A mesma São Paulo, Avenida Santo Amaro, algum ponto perto da Brigadeiro Luis Antonio. Pelos fundos, adentra uma mulher; calça marrom, casaquinho listrado rosa e branco, havaianas revelando as unhas sujas dos pés, cabelo preso sem capricho. Carregava em um dos ombros uma bolsa grande; parece que ela não percebeu, mas a bolsa “esmagou” a passageira que estava sentada na cadeira do corredor, no momento em que nossa personagem acomodava-se na cadeira da janela.
Ao meu lado, uma moça sorriu um sorriso apertado em solidariedade à esmagada, quando esta virou a cabeça para trás enquanto a bolsa a confrontava. O cheiro ruim logo chegou aos diversos narizes. Certo constrangimento se exalou no ar, junto ao cheiro.
Um ponto depois, aquela já citada passageira do corredor trocou de lugar. O ônibus enchendo e um lugar vazio. Uma mulher o enxerga, segue certeira, senta aliviada. Sem demora, levanta à procura de outra cadeira. O ônibus mais cheio ainda. Uns, nem sentam, com ar de “já vou descer logo”. Um homem, camisa branca, calça social, barriga grande, senta no lugar vazio. Eu olho, será que ele também vai se levantar? Ele permanece, entretido pelo Facebook, durante todo o tempo em que continuei na viagem.

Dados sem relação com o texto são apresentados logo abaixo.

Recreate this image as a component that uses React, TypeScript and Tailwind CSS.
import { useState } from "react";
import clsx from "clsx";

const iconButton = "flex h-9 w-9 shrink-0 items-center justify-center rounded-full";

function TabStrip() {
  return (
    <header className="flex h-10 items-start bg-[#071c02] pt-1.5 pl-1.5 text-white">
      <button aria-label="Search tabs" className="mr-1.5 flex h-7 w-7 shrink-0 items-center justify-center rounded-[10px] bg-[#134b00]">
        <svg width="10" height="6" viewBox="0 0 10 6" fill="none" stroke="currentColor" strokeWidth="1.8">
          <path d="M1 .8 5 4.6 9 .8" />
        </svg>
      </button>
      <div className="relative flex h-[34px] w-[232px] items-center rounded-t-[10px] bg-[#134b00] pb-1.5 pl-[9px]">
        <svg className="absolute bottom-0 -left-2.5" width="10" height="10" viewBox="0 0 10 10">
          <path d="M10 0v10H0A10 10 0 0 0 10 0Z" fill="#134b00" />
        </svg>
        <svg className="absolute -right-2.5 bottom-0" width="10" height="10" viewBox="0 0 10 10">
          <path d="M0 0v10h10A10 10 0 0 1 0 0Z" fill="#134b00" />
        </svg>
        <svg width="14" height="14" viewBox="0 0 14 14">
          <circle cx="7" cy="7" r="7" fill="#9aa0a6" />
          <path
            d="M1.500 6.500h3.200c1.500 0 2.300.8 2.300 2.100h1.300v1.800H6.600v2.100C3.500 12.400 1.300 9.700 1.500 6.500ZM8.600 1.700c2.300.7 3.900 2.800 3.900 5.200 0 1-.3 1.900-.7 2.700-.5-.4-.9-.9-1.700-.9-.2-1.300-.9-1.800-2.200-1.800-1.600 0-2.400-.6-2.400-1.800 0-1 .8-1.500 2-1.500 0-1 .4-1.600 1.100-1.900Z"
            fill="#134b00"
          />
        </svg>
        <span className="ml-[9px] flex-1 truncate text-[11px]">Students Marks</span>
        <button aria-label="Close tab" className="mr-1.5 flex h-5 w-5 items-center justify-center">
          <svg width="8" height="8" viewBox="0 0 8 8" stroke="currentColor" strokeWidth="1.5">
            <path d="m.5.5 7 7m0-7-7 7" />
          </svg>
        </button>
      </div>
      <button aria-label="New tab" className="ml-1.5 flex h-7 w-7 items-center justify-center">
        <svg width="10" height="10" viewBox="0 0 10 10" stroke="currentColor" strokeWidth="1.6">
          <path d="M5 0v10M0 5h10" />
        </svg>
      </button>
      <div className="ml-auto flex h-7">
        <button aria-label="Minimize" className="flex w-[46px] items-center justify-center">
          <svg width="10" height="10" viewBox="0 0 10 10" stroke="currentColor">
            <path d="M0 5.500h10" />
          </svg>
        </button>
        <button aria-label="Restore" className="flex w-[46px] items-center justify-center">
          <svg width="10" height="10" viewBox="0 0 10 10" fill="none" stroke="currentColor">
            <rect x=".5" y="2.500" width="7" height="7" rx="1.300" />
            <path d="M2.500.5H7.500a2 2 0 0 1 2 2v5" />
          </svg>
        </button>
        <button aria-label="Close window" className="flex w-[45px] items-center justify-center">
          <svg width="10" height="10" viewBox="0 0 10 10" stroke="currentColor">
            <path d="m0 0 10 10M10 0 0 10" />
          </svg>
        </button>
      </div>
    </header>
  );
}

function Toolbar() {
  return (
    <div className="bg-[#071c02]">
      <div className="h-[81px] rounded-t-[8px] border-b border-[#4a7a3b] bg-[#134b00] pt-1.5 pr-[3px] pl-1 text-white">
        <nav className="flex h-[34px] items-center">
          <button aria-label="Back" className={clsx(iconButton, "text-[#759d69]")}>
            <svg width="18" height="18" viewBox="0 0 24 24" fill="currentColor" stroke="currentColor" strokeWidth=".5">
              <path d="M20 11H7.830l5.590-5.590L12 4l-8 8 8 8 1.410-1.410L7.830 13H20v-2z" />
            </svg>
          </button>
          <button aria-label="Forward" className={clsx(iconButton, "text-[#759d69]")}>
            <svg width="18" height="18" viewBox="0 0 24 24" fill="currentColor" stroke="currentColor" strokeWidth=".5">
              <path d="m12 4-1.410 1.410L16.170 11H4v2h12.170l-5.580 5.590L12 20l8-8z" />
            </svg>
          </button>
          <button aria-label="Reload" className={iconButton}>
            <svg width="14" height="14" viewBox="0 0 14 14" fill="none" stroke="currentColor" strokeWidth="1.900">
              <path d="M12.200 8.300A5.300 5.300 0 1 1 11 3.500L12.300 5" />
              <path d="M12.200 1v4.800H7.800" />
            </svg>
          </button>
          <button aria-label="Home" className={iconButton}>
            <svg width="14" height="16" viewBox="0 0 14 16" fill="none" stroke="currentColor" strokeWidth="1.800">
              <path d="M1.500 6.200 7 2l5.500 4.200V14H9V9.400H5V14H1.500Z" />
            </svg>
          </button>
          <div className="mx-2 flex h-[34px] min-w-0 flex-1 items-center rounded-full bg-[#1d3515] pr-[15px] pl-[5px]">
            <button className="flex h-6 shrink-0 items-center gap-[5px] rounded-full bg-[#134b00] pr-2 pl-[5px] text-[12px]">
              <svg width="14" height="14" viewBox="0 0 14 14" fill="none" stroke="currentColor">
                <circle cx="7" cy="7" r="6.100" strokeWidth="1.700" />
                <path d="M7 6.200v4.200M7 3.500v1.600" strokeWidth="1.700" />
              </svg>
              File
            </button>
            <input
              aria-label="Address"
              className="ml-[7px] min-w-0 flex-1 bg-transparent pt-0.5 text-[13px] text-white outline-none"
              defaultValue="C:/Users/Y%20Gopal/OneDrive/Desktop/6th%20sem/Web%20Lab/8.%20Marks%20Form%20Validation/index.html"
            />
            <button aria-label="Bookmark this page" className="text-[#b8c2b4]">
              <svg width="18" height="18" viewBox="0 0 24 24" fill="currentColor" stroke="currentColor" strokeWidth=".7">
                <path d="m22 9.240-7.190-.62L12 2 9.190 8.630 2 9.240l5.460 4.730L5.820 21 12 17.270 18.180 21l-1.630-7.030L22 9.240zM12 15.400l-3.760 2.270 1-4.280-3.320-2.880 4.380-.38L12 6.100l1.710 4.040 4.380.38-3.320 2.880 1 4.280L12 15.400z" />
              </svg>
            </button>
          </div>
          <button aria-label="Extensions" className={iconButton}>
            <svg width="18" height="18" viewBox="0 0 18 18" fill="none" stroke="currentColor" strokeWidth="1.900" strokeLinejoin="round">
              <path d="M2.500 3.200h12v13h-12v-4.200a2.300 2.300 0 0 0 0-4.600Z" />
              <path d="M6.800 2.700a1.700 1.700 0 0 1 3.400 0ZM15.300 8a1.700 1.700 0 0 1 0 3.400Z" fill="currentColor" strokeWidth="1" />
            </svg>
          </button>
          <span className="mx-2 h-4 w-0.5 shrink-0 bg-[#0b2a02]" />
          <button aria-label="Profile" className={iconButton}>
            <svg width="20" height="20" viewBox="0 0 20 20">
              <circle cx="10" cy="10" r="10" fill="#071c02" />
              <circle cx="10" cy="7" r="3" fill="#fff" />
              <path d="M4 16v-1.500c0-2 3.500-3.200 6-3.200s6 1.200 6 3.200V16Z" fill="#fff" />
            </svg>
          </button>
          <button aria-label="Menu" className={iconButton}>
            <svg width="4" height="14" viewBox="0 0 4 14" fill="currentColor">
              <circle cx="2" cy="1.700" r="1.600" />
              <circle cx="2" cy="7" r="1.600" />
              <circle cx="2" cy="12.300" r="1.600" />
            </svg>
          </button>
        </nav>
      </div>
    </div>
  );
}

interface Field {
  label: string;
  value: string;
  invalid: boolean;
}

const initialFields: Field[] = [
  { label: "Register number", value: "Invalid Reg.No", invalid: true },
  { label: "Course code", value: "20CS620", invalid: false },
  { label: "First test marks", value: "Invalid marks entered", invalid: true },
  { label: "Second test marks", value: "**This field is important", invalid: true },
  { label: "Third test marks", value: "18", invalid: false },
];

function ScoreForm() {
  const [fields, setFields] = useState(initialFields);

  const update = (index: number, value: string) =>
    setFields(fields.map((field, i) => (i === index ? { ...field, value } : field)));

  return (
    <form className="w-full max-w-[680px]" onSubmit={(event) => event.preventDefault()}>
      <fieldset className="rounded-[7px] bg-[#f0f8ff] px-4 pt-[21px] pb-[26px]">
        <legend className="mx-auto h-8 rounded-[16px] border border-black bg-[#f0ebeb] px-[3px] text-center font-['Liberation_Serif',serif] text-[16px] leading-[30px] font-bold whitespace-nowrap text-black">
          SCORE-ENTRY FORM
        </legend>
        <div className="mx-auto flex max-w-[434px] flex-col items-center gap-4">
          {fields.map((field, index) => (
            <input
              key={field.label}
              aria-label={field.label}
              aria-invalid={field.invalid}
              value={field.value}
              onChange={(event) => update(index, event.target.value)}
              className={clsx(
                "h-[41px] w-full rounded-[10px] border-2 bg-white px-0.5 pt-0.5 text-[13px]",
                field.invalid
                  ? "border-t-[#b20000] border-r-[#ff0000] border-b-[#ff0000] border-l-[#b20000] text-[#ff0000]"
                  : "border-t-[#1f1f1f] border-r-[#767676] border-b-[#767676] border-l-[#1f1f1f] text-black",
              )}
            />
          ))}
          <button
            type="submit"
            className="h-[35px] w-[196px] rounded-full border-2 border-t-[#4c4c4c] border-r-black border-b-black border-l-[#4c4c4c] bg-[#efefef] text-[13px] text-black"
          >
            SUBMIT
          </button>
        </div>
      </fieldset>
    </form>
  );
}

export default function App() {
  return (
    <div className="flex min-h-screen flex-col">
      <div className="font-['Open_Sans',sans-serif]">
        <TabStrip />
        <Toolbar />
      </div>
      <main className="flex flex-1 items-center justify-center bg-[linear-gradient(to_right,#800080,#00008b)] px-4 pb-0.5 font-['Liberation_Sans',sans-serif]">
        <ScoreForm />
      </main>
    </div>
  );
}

Sem me ater a classificações, penso apenas no constrangimento e no incômodo que tais passageiros suscitaram nos demais – ou não. Um ambiente fechado, sem muito espaço para manter distância. Uma proximidade imposta. Como em qualquer vida em sociedade, o indivíduo, por princípio, depara-se com outros. É condição estar próximo, e em casos de transporte coletivo, salas de aula, salas de espera e afins o conviver é inevitável. A relação eu-outro está na base de qualquer subjetividade, nos tornamos indivíduos a partir da intersubjetividade, ninguém se constitui ser-humano sozinho.
O eu da equação muitas vezes se sente apenas um eu, sem outro. Às vezes, o outro e o eu se misturam, como na relação simbiótica entre mãe e bebê. Mas normalmente percebemos os limites do eu e do outro. Será? O que faz com que até aqui seja eu; o que define este eu que me diferencia do outro? Como os eus e os outros se relacionam, se constituindo e se segregando? Aonde inserir um outro que não condiz às expectativas sociais e vai contra os valores do eu? De que forma você, outro, convive?
E como você decide aonde sentar no ônibus?
*Luisa Rosenberg é psicóloga clínica junguiana, graduada em 2011 pela PUC-SP. Aos sábados, escreve sobre as coisas do cotidiano; “crônicas psicológicas” falando, muitas vezes, sobre as artes para tentar falar da vida.